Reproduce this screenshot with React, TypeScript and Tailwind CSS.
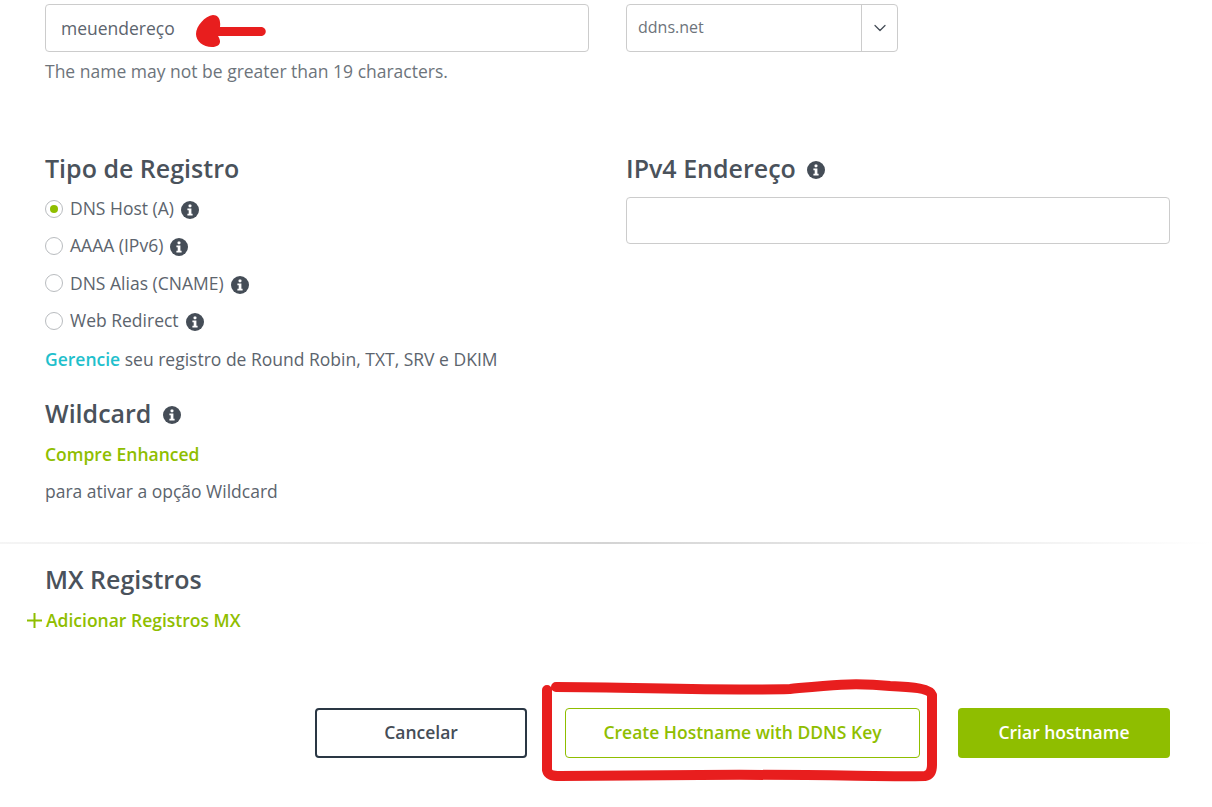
---
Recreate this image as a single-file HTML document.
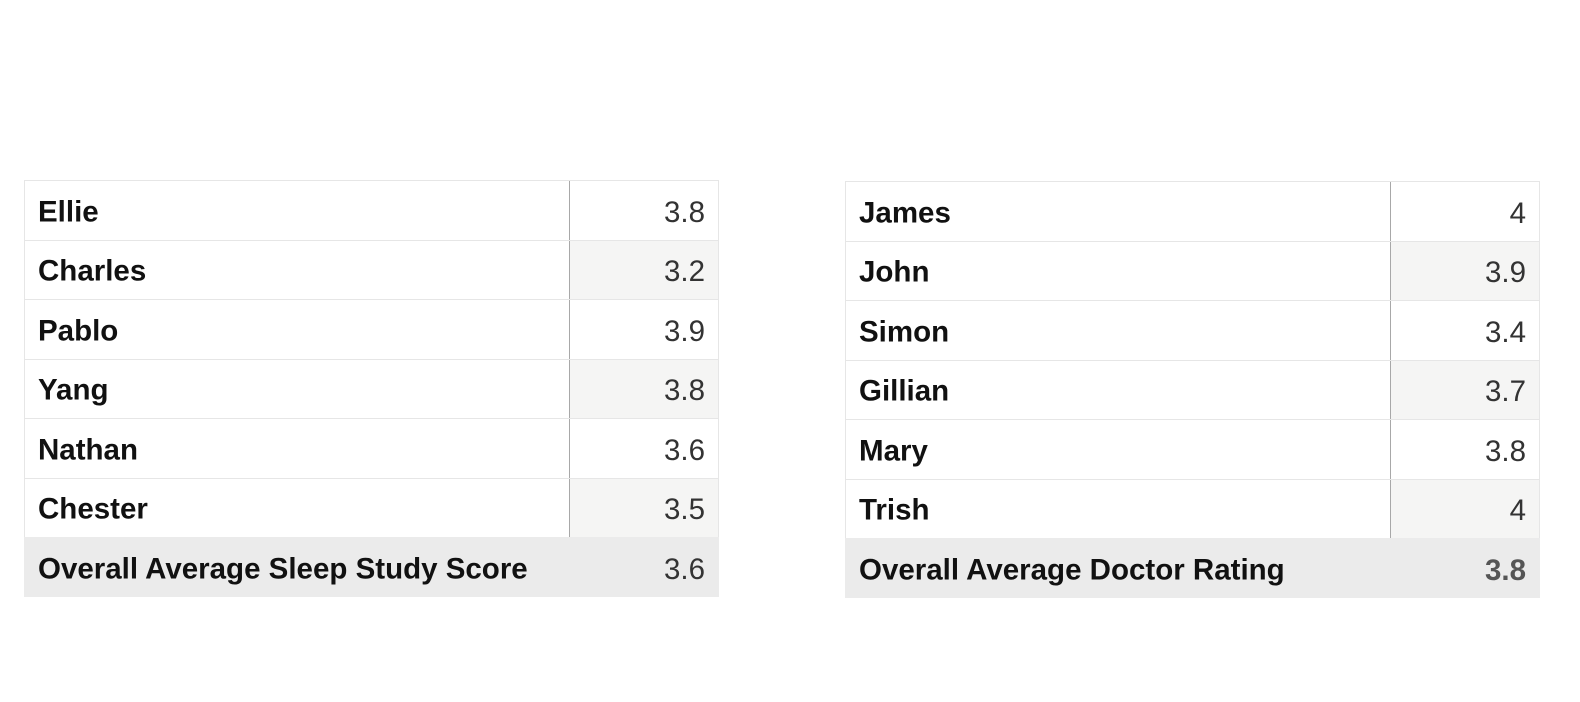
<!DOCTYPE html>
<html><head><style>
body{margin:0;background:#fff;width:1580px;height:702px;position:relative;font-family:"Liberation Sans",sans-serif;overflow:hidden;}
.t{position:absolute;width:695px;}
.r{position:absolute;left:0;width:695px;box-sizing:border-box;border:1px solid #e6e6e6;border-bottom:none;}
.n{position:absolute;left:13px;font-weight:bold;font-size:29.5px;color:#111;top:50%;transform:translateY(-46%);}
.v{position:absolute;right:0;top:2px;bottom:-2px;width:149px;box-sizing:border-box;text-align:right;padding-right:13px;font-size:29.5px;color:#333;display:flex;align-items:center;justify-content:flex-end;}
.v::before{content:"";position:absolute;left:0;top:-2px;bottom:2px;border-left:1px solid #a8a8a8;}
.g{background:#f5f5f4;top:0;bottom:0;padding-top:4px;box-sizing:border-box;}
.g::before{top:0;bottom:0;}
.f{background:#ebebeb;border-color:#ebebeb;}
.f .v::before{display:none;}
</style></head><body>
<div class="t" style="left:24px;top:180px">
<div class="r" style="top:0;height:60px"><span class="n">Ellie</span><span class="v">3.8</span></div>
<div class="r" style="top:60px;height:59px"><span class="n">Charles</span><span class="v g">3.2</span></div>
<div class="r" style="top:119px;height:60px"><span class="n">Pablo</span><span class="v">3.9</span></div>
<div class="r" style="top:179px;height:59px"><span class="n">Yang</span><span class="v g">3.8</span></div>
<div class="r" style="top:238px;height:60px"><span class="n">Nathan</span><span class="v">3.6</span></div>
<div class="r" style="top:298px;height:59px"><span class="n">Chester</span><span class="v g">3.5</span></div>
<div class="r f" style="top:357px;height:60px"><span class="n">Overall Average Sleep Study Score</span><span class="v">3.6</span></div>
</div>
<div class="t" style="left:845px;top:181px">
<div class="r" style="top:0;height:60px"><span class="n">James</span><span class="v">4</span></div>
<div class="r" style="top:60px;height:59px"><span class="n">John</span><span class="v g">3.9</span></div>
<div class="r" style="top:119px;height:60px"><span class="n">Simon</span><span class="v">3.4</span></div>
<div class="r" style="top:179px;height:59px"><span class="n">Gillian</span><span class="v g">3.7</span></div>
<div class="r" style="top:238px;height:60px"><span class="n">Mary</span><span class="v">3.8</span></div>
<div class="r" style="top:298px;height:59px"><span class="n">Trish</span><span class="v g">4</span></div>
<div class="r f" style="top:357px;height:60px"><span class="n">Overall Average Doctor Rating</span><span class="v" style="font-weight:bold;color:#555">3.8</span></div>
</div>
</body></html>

> **Work to complete**
Show each line of the data that contains the string "this".

> **Expected output**
Reproduce this screenshot with React, TypeScript and Tailwind CSS.
Recreate this image as a single-file HTML document.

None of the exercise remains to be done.